In 2015, she co-founded Bakudapan, a food study group that operates on the principles of complementarity and solidarity. With Bakudapan she has conducted cross-referential research at the intersection of food, art, pedagogy, and activism. She is also part of Struggles for Sovereignty, a solidarity platform focused on land, water, farming, and food, working to build lasting alliances between grassroots movements in Indonesia and transnational networks advocating for the right to self-determination over essential resources.
Using the batik technique in The Route, the works explore the complex history of migration and displacement tied to palm oil and Dutch wax. Palm oil, native to West Africa, was 'discovered' by Europeans in the 15th century and transported via the transatlantic slave trade. It became a valuable resource, but Africans refused to cultivate it over cocoa, prompting European investors to establish plantations in Sumatra and the Malay Peninsula under Dutch colonial rule. Meanwhile, Dutch textile companies mass-produced Javanese batik in the mid-19th century, finding their largest markets along Africa's Atlantic coast.
Chaveli Sifre is a multidisciplinary artist whose practice explores healing traditions, the hierarchy of the senses, botany, and the belief systems that shape them.
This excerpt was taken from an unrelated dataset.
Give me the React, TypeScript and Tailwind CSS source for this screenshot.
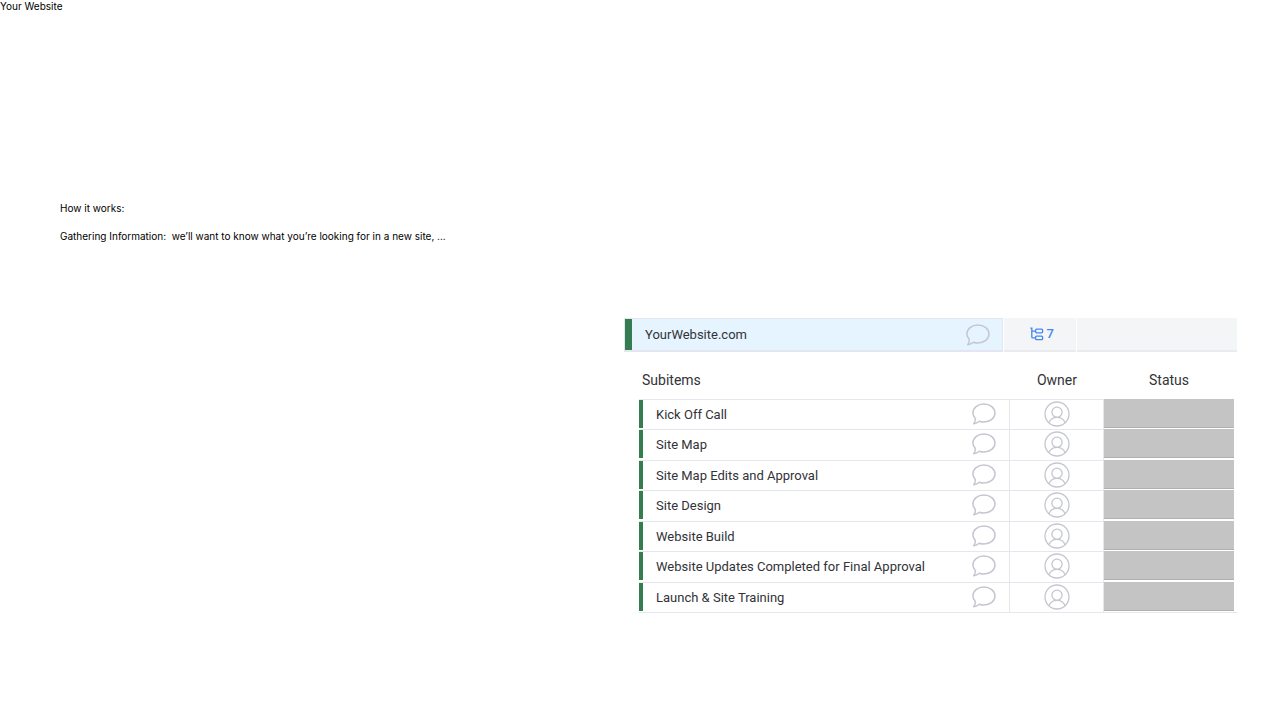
const subitems: string[] = [
  "Kick Off Call",
  "Site Map",
  "Site Map Edits and Approval",
  "Site Design",
  "Website Build",
  "Website Updates Completed for Final Approval",
  "Launch & Site Training",
];

function CommentButton({ item }: { item: string }) {
  return (
    <button type="button" aria-label={`Comment on ${item}`} className="shrink-0">
      <svg className="block h-6 w-6" viewBox="0 0 24 24" fill="none" stroke="#c5c7d0" strokeWidth="1.5" strokeLinejoin="round">
        <path d="M3.2 16.2C1.7 14.7.9 12.9.9 11 .9 6 5.7 2 11.9 2S23 6 23 11s-4.9 9-11.1 9c-1.7 0-3.2-.3-4.6-.8-1.6 1.5-3.2 2.2-5.6 2.5 1.5-1.6 1.9-3.5 1.5-5.5Z" />
      </svg>
    </button>
  );
}

function PersonButton({ item }: { item: string }) {
  return (
    <button type="button" aria-label={`Assign ${item}`} className="block">
      <svg className="block h-[26px] w-[26px]" viewBox="0 0 26 26" fill="none" stroke="#c5c7d0" strokeWidth="1.3">
        <circle cx="13" cy="13" r="12" />
        <circle cx="13" cy="11.2" r="5.1" />
        <path d="M4.9 21.7c1.3-3.2 4.2-5.3 8.1-5.3s6.8 2.1 8.1 5.3" />
      </svg>
    </button>
  );
}

function TreeIcon() {
  return (
    <svg className="h-[14px] w-[14px]" viewBox="0 0 14 14" fill="none" stroke="#4387f0" strokeWidth="1.3">
      <path d="M.3 1.1h2.2M1.8 1.1v8.8c0 .7.3 1 1 1h2.7M1.8 4.1h3.7" />
      <rect x="5.6" y="2.2" width="7" height="3.6" rx="1" />
      <rect x="5.6" y="9.1" width="7" height="3.6" rx="1" />
    </svg>
  );
}

export default function App() {
  return (
    <div className="bg-white font-[Roboto,sans-serif] text-[#323338]">
      <header className="h-[200px] font-[Inter,sans-serif] text-[10px] leading-3 text-black">
        <h1>Your Website</h1>
      </header>
      <main className="grid grid-cols-[564fr_613fr] pr-[43px] pl-[60px]">
        <section className="flex flex-col gap-4 pt-[2px] font-[Inter,sans-serif] text-[10px] leading-3 text-black">
          <h2>How it works:</h2>
          <p className="whitespace-pre-wrap">{"Gathering Information:  we’ll want to know what you’re looking for in a new site, ..."}</p>
        </section>
        <section className="pt-[118px] text-[13px]">
          <div className="grid h-[34px] grid-cols-[380fr_72fr_160fr] gap-px">
            <div className="flex items-center border border-b-2 border-[#e3e6ee] bg-[#e6f4ff] pr-3">
              <span className="mr-[13px] h-full w-[7px] bg-[#357d50]" />
              <span className="flex-1">YourWebsite.com</span>
              <CommentButton item="YourWebsite.com" />
            </div>
            <div className="flex items-center justify-center gap-[3px] border-b-2 border-[#eaebef] bg-[#f4f5f7] pl-[3px] text-[13px] font-medium text-[#4387f0]">
              <TreeIcon />
              <span>7</span>
            </div>
            <div className="border-b-2 border-[#eaebef] bg-[#f4f5f7]" />
          </div>
          <div className="pt-[9px] pl-[15px]">
            <table className="w-full table-fixed border-separate border-spacing-0">
              <colgroup>
                <col />
                <col className="w-[94px]" />
                <col className="w-[133px]" />
              </colgroup>
              <thead>
                <tr className="h-[38px] text-[14px]">
                  <th scope="col" className="pl-[3px] text-left font-normal">Subitems</th>
                  <th scope="col" className="text-center font-normal">Owner</th>
                  <th scope="col" className="pr-[3px] text-center font-normal">Status</th>
                </tr>
              </thead>
              <tbody className="align-top">
                {subitems.map((item) => (
                  <tr key={item} className="h-[30px] even:h-[31px]">
                    <td className="border-t border-r border-[#e6e7ee] p-0">
                      <div className="flex h-[28px] items-center border-l-4 border-[#357d50] pr-[13px] pl-[13px]">
                        <span className="flex-1 pt-[2px] leading-5">{item}</span>
                        <CommentButton item={item} />
                      </div>
                    </td>
                    <td className="border-t border-r border-[#e6e7ee] p-0">
                      <div className="flex h-[28px] items-center justify-center">
                        <PersonButton item={item} />
                      </div>
                    </td>
                    <td className="p-0 pr-[3px]">
                      <div className="h-[29px] border-b border-[#b0b0b0] bg-[#c4c4c4]" />
                    </td>
                  </tr>
                ))}
              </tbody>
              <tfoot>
                <tr>
                  <td colSpan={3} className="h-px border-t border-[#e6e7ee] p-0" />
                </tr>
              </tfoot>
            </table>
          </div>
        </section>
      </main>
    </div>
  );
}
Through installations, sculptures, paintings, and participatory performances, she investigates the intersections of science, spirituality, ritual, and healing modalities, seeking to recover their long-lost connections. Her immersive and sensorial installations invite audiences to reconsider the hierarchy of the senses as a means of generating transformative tools for reimagining the world.
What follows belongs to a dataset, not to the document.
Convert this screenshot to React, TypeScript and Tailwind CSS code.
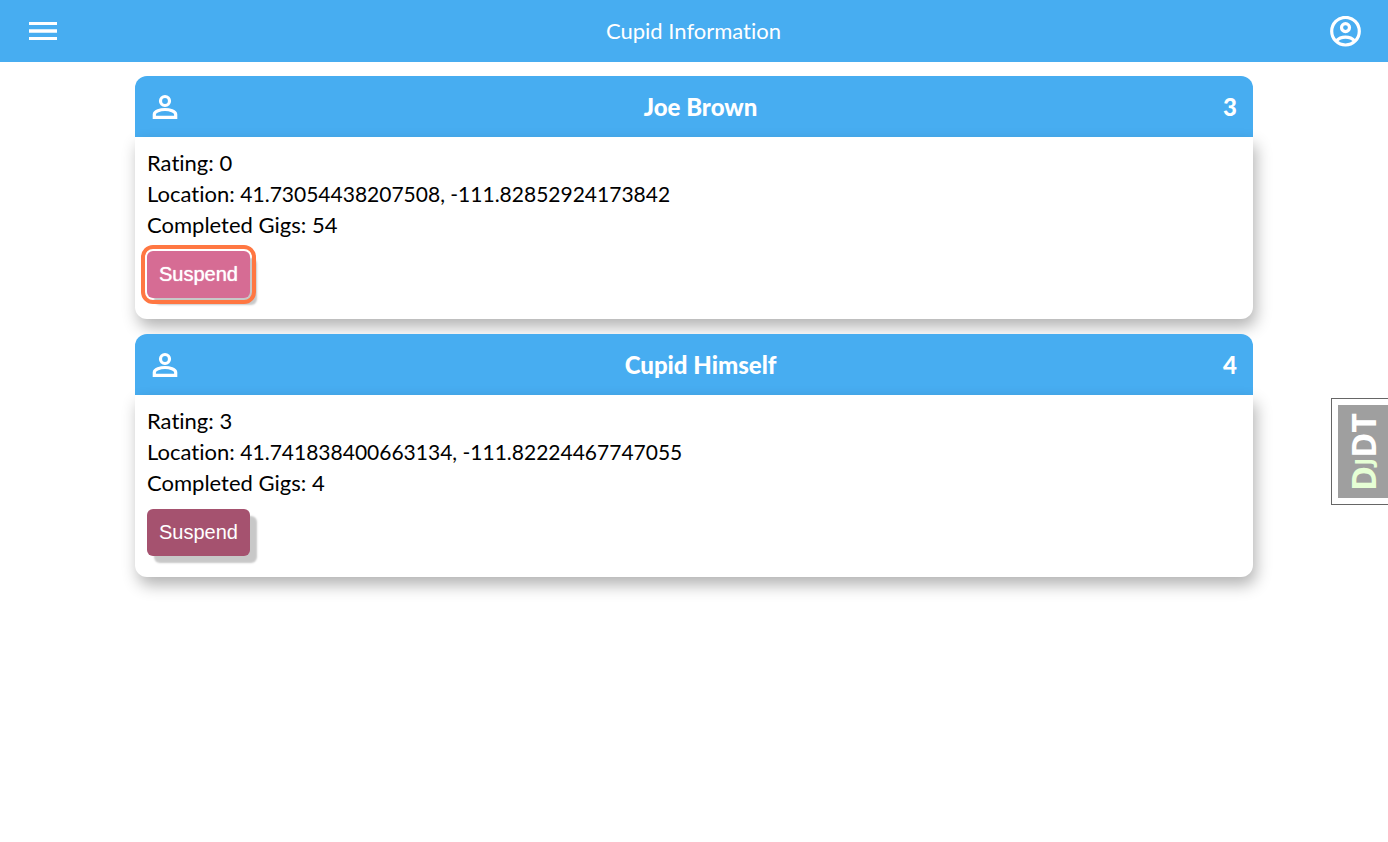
import React from "react";

type Cupid = { id: number; name: string; rating: number; location: string; gigs: number };

const cupids: Cupid[] = [
  { id: 3, name: "Joe Brown", rating: 0, location: "41.73054438207508, -111.82852924173842", gigs: 54 },
  { id: 4, name: "Cupid Himself", rating: 3, location: "41.741838400663134, -111.82224467747055", gigs: 4 },
];

function MenuIcon() {
  return (
    <svg viewBox="0 0 28 20" className="h-5 w-7" fill="currentColor" aria-hidden="true">
      <path d="M0 1h28v3H0zM0 8.2h28v3.6H0zM0 16h28v3H0z" />
    </svg>
  );
}

function AccountIcon() {
  return (
    <svg viewBox="0 0 31 31" className="size-[31px]" fill="none" stroke="currentColor" strokeWidth="3.2" aria-hidden="true">
      <circle cx="15.5" cy="15.2" r="13.800" />
      <circle cx="15.5" cy="11.6" r="4" />
      <path d="M6.4 24.9C8.5 22.500 12 21.100 15.5 21.100s7 1.400 9.100 3.800" />
    </svg>
  );
}

function PersonIcon() {
  return (
    <svg viewBox="0 0 26 26" className="size-[26px]" fill="none" stroke="currentColor" strokeWidth="3.200" aria-hidden="true">
      <circle cx="13" cy="7" r="4.500" />
      <path d="M2.300 23.300v-2.800c0-3.200 6.200-5 10.700-5s10.700 1.800 10.700 5v2.800z" />
    </svg>
  );
}

function CupidCard({ cupid, active }: { cupid: Cupid; active: boolean }) {
  return (
    <article>
      <header className="flex h-[61px] items-center justify-between rounded-t-xl bg-[#47adf1] pr-4 pl-[17px] text-2xl font-black text-white">
        <PersonIcon />
        <h2>{cupid.name}</h2>
        <span>{cupid.id}</span>
      </header>
      <div className="rounded-b-xl bg-white px-3 pt-[10px] pb-[21px] shadow-[3px_8px_16px_rgba(0,0,0,0.3)]">
        <p>Rating: {cupid.rating}</p>
        <p>
          Location: <span className="text-[21px]">{cupid.location}</span>
        </p>
        <p>Completed Gigs: {cupid.gigs}</p>
        <button
          type="button"
          className={
            "mt-[11px] block h-[47px] rounded-[6px] px-3 pb-[2px] font-['Liberation_Sans',Arial,sans-serif] text-xl text-white shadow-[7px_7px_2px_#c8c8c8] " +
            (active ? "bg-[#d66c94] outline-4 outline-offset-2 outline-[#ff7742] [text-shadow:0_0_1px_#fff]" : "bg-[#a5526f]")
          }
        >
          Suspend
        </button>
      </div>
    </article>
  );
}

export default function App() {
  return (
    <div className="min-h-screen bg-white font-[Lato,'Gill_Sans','Gill_Sans_MT',sans-serif] text-[22px] leading-[31px] text-black [font-variant-ligatures:none]">
      <header className="flex h-[62px] items-center justify-between bg-[#47adf1] pr-[27px] pl-[29px] text-white">
        <button type="button" aria-label="Menu">
          <MenuIcon />
        </button>
        <h1 className="pb-[2px]">Cupid Information</h1>
        <button type="button" aria-label="Account">
          <AccountIcon />
        </button>
      </header>
      <main className="mx-[135px] mt-[14px] flex flex-col gap-[15px]">
        {cupids.map((cupid, index) => (
          <CupidCard key={cupid.id} cupid={cupid} active={index === 0} />
        ))}
      </main>
      <a
        href="#djdt"
        aria-label="Show toolbar"
        className="fixed top-[398px] right-0 flex border border-r-0 border-[#666] bg-white py-[6px] pl-[6px]"
      >
        <span className="flex h-[93px] w-[50px] items-center justify-center bg-[#9f9f9f]">
          <span className="rotate-180 font-['Open_Sans',sans-serif] text-[34px] leading-none font-bold text-white [writing-mode:vertical-rl]">
            <span className="text-[#e6ffd5]">
              D<span className="text-[24px]">J</span>
            </span>
            DT
          </span>
        </span>
      </a>
    </div>
  );
}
Mano de Dio features a glass hand filled with camphor, a wax-like resin used
in purification rituals across the world. Central to Latin American care traditions, found even in humble Vicks VapoRub, camphor sublimates when exposed to air, transforming from solid to gas. Through this material, Mano de Dio enacts both a cleansing ritual and a meditation on transformation. Mano de Dio was originally conceived for an exhibition in Naples, where devotion takes on exuberant, hybrid forms. To present it now in Florence is to displace and recontextualise it. In its new setting, the title Mano de Dio becomes a wink to the cult of Maradona, a figure both secular and sacred, canonised by the people. His infamous "Hand of God" goal in the 1986 World Cup transcended sport and entered the realm of myth. In Naples, Maradona is not merely remembered; he is venerated, his image found in shrines alongside Catholic saints. Saints are not born; they are made, sculpted by collective memory, desire, and projection. In this sense, Mano de Dio is not only a reference to divine intervention but to the social mechanisms that sanctify the mundane. It is a reliquary for belief itself, a suspended offering, forever in the act of sublimating.
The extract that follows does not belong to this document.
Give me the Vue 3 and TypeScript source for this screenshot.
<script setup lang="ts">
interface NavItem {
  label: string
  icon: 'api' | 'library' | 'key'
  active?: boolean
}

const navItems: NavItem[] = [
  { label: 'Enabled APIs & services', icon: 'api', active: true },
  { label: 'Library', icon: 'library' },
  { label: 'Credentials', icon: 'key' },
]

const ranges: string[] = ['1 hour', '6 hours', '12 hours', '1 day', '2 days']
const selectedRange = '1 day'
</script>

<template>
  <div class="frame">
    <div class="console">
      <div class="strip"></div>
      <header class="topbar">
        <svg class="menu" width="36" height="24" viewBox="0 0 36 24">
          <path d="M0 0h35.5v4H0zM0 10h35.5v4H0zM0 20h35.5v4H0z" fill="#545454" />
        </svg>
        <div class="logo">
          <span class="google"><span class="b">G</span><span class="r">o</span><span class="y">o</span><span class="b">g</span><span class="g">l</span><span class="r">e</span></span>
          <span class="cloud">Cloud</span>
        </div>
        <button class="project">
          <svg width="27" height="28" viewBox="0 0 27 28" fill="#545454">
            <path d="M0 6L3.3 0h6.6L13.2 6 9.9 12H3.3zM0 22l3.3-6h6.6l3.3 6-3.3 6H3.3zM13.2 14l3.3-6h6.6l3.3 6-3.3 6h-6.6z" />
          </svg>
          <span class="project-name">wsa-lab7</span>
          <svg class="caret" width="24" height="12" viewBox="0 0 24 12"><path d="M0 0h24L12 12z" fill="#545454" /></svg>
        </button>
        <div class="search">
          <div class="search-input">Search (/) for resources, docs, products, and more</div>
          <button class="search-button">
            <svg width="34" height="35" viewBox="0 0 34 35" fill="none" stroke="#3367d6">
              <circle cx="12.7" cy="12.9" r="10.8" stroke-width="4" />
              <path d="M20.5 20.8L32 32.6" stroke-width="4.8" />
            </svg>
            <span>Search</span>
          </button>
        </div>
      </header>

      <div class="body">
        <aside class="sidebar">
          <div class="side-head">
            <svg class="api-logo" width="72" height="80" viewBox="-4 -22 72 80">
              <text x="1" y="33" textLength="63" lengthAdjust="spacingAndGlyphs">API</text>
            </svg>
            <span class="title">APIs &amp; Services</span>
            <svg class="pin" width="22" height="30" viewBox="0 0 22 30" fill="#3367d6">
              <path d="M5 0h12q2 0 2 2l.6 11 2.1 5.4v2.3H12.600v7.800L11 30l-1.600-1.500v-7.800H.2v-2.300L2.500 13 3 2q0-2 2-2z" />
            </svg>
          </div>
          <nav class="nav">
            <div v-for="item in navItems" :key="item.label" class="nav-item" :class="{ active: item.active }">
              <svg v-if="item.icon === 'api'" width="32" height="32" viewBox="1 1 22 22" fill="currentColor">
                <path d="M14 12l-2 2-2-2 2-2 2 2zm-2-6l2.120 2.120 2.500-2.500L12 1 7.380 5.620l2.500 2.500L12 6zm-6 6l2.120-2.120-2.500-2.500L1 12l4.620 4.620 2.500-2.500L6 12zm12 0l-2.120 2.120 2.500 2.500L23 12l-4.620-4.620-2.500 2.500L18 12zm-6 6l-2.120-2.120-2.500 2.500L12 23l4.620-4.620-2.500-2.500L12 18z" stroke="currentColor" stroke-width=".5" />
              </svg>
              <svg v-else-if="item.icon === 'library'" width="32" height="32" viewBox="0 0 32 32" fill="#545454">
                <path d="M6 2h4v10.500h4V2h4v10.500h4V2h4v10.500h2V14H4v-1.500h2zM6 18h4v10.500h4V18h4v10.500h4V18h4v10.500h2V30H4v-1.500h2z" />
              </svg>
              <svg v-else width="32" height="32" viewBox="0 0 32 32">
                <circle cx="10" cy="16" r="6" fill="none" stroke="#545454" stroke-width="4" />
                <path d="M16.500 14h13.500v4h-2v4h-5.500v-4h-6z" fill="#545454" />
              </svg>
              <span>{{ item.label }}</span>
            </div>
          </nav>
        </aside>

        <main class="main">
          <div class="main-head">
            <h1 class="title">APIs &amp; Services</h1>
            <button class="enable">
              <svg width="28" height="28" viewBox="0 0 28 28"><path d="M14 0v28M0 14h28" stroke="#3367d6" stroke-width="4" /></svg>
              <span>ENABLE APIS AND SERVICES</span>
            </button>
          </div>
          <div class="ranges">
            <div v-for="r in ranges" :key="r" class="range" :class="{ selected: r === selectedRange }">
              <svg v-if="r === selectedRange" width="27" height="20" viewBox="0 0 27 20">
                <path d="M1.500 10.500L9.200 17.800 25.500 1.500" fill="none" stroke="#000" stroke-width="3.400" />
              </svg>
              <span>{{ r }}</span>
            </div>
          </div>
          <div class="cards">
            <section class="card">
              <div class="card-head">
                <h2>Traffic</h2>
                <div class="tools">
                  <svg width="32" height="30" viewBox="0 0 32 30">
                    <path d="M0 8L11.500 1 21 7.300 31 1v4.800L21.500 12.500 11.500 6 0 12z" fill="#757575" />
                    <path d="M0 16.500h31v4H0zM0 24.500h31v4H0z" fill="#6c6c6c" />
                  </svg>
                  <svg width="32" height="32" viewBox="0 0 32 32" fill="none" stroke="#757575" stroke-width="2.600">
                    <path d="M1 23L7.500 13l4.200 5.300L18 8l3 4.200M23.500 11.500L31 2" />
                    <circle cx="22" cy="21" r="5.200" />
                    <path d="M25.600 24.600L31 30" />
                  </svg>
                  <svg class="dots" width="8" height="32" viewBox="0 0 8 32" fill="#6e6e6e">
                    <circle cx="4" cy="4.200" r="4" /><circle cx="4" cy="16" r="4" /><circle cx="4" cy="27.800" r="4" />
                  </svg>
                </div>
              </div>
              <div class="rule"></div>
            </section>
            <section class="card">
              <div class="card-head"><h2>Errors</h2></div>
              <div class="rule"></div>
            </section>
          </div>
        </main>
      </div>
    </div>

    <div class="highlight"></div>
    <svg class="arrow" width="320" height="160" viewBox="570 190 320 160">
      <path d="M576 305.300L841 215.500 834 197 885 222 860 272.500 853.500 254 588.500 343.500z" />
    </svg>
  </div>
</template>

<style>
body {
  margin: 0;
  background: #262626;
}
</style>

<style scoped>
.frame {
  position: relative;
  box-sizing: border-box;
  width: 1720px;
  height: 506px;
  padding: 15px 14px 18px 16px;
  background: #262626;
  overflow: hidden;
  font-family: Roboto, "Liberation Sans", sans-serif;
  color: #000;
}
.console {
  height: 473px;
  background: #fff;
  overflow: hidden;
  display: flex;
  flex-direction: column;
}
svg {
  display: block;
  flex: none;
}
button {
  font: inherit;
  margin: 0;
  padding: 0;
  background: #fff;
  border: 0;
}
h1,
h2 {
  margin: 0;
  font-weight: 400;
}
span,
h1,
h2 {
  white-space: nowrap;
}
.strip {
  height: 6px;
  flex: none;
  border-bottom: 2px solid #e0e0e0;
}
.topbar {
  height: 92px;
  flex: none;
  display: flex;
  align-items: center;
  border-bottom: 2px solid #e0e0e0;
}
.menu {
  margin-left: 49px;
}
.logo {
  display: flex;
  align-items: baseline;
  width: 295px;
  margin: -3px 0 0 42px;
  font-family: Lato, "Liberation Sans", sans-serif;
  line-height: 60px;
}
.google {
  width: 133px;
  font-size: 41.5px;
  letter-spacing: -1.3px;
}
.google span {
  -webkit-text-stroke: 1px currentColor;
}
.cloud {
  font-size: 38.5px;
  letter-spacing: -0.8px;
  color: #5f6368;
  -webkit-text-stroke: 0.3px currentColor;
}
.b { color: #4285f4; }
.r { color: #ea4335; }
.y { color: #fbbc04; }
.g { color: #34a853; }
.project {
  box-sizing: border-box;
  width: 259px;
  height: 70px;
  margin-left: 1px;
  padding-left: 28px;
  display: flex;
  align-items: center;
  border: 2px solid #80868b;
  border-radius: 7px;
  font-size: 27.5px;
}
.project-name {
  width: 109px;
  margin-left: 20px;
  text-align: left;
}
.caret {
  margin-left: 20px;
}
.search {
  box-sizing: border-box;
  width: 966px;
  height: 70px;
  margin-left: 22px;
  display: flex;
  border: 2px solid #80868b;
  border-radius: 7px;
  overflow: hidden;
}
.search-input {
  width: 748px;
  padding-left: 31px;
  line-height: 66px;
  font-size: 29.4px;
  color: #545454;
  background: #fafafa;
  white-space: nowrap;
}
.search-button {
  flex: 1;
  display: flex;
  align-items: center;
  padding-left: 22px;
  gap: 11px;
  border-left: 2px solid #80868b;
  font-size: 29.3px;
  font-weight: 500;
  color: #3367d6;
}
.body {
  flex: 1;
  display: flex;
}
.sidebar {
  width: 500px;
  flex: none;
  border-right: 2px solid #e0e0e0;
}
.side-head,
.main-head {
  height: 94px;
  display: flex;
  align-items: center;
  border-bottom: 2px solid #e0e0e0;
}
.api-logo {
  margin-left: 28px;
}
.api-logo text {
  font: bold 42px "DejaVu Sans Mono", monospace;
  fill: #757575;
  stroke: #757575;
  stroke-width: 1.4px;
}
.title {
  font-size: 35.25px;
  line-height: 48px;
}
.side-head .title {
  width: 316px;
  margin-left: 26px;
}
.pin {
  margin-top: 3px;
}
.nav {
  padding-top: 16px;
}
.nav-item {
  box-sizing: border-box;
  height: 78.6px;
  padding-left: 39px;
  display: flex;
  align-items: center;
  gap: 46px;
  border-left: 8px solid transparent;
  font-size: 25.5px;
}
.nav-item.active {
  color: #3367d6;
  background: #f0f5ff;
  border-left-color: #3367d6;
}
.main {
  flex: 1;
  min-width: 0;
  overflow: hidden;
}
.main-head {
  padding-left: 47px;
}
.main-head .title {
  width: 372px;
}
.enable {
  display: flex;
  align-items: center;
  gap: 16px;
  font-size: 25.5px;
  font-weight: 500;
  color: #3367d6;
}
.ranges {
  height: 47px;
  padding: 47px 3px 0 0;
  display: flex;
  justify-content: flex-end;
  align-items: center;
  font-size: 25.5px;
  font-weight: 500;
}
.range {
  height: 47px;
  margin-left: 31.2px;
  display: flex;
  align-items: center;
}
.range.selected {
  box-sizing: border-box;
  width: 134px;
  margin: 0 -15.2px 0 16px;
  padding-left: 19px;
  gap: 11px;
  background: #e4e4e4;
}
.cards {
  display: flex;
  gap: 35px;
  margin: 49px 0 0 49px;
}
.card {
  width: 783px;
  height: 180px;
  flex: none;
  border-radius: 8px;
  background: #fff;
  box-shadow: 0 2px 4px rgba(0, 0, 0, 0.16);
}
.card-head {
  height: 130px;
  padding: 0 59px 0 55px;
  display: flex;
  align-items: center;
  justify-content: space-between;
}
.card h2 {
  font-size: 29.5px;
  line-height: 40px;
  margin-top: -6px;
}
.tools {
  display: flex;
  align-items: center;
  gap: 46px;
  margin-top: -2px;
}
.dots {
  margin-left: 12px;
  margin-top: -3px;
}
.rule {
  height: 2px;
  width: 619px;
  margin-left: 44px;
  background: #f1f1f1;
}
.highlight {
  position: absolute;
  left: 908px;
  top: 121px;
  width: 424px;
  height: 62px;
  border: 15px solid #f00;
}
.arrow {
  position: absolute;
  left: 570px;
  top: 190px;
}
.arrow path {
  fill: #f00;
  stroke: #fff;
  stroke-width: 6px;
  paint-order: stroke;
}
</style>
Acqua Madre is an offering: a fountain that emits not only water but a delicate marine mist, released through an atomizer to create a breathable cloud. Visitors are invited to inhale. The scent becomes a shared memory made atmospheric. Sifre’s work investigates how understanding the hierarchy of the senses as an inherited system can become a world-transforming tool. As a migrant artist, she has been researching the olfactory composition of the ocean as a way of connecting and mending longing. Acqua Madre suggests that belief systems, like oceans, are fluid, porous, and charged with invisible currents. Here, scent acts as both trace and invocation: a material that disperses, lingers, and invites us to question the systems that birth our reality.
A constellation of oysters is affixed to the wall, silent mouths holding the scent of the sea. Boca Marina continues the artist’s exploration of olfaction as a site of memory, intimacy,
and transformation. The oysters, once filters of ocean water, now become vessels of atmosphere, holding not pearls, but the invisible trace of marine life. As the scent drifts, it evokes submerged geographies, coastal rituals, and the porous boundary between inside and outside.
Raul Walch is a visual artist whose practice is driven by political and ecological engagement. After studying Sculpture at Kunsthochschule Berlin-Weißensee, he completed his studies in the class of Olafur Eliasson at UdK, Berlin, and was later a fellow at the Institut für Raumexperimente. His work often takes the form of sails, mobiles, kites, and flags, created through collaborative and performative processes.
Prato, in Tuscany, is one of Europe's leading textile centres, with a rich tradition of textile production dating back to the Middle Ages. The city hosts numerous textile companies that combine high-quality craftsmanship with innovative technologies. Its strong ties to international markets make it a key player in the global textile trade. Prato is also known for its multicultural population, particularly the significant Chinese community, which plays a vital role in the local textile sector. Many Chinese migrants have founded textile businesses, contributing significantly to the city's economy.
Local shops sell both homegrown textiles and international goods, catering to smaller brands and designers. The textiles selected by Raul Walch in Prato feature distinctive colors and patterns that transcend regional styles, reflecting the global nature of the textile industry. The reproduced motifs and fabrics sewn into large flags are attached to bamboo poles in the garden of the villa, arranged in groups and moving in the wind. The colours and motifs overlap, radiate in the daylight and merge into something new.
The share of renewable energies in electricity generation has risen to over 50% in 2024. The transformation of the energy sector in Germany is called Energiewende and is making progress, but is now facing major challenges. The political power shifts in Germany show a turnaround in climate protection and it is questionable whether the new government will continue to promote renewable energies and technologies. In addition, the largest opposition party denies climate change and spreads far-right conspiracy narratives.
Video work and soundscape provide insights into energy production and the industrial landscape in Germany, bringing together impressions from the largest sites of wind energy production and coal-fired power generation. The alienation of humans from their
environment and the dystopian prospects for the future are contrasted with a protest that would only have to be louder.